Sometimes the argument is advanced that the "first cause" is unknowable, or, if the person be a theologian, that God is unknowable. This is frequently stated with an air of finality, and generally is supported by some quotation of Scripture torn from its natural context. That this assertion is certainly a mistake becomes perfectly clear when we consider that if accepted it would counteract much of Jesus' teaching; for he said, "Ye shall know the truth," and further declared that a knowledge of God not only was possible, but was life itself.
The "wisdom of this world," after having announced the impossibility of knowing first cause, quietly assumes its existence and goes on with its own reasoning about what it calls "secondary causation." A strange inconsistency then appears. Asserted secondary causes, though also declared beyond the knowledge of the human intelligence, are nevertheless studied and an attempt is made to prove that their so-called laws are practical, at the same time that first cause is maintained as unknowable, that practical science can take no account of its action, and that law cannot be related to it. It is evident that there must be some kind of science explaining first cause, but instead of deducing this science from its cause, the "wisdom of this world" views it through a belief in secondary causation.

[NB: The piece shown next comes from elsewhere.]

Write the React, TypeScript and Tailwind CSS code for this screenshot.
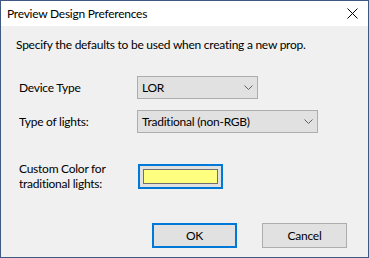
import React from "react";

const font = { fontFamily: 'Lato, "Noto Sans", sans-serif' };

function Chevron() {
  return (
    <svg width="9" height="5" viewBox="0 0 9 5" className="block">
      <path d="M0.5 0.5 L4.5 4.5 L8.5 0.5" fill="none" stroke="#606060" strokeWidth="1" />
    </svg>
  );
}

function Select({ value, width }: { value: string; width: string }) {
  return (
    <div
      className={`${width} h-[23px] bg-[#e1e1e1] border border-[#adadad] flex items-center justify-between pl-[4px] pr-[4px] text-[12px] text-black`}
    >
      <span>{value}</span>
      <Chevron />
    </div>
  );
}

export default function App() {
  return (
    <div
      className="w-[369px] h-[258px] border border-[#3e5a82] bg-[#f0f0f0] flex flex-col text-black text-[12px] leading-[16px] tracking-[-0.25px]"
      style={font}
    >
      <div className="h-[25px] bg-white flex items-center justify-between pl-[6px] pr-[10px]">
        <span className="text-[12px]">Preview Design Preferences</span>
        <svg width="11" height="11" viewBox="0 0 11 11">
          <path d="M0.5 0.5 L10.5 10.5 M10.5 0.5 L0.5 10.5" stroke="#000" strokeWidth="1" />
        </svg>
      </div>
      <div className="pl-[15px] pt-[11px]">Specify the defaults to be used when creating a new prop.</div>
      <div className="flex items-center mt-[23px] pl-[18px]">
        <div className="w-[118px]">Device Type</div>
        <Select value="LOR" width="w-[121px]" />
      </div>
      <div className="flex items-center mt-[11px] pl-[18px]">
        <div className="w-[118px]">Type of lights:</div>
        <Select value="Traditional (non-RGB)" width="w-[181px]" />
      </div>
      <div className="flex items-center mt-[28px] pl-[18px]">
        <div className="w-[119px] leading-[15px]">
          Custom Color for
          <br />
          traditional lights:
        </div>
        <div className="w-[85px] h-[25px] border-2 border-[#0078d7] bg-[#e1e1e1] p-[3px]">
          <div className="w-full h-full bg-[#ffff80] border border-[#707070]" />
        </div>
      </div>
      <div className="flex mt-[32px] pl-[151px] gap-[25px]">
        <div className="w-[85px] h-[25px] border-2 border-[#0078d7] bg-[#e1e1e1] flex items-center justify-center">
          OK
        </div>
        <div className="w-[85px] h-[25px] border border-[#adadad] bg-[#e1e1e1] flex items-center justify-center">
          Cancel
        </div>
      </div>
    </div>
  );
}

Now if God is first cause, Christianity, the outcome of God, is the science which reduces knowledge of this cause to practice, and it is not and never has been confined to the wise men of this world. The complete result of first cause in its perfection is the Christ-idea, and the science which explains it is correctly designated Christian Science. This Science must have existed as divine knowledge before time was, and Jesus and his disciples by no means confined their use of it to affairs other than physical healing. They used it at all times and in all ways, frequently to produce physical healing, which they looked on as the sign of God with them, or the demonstration of divine Science.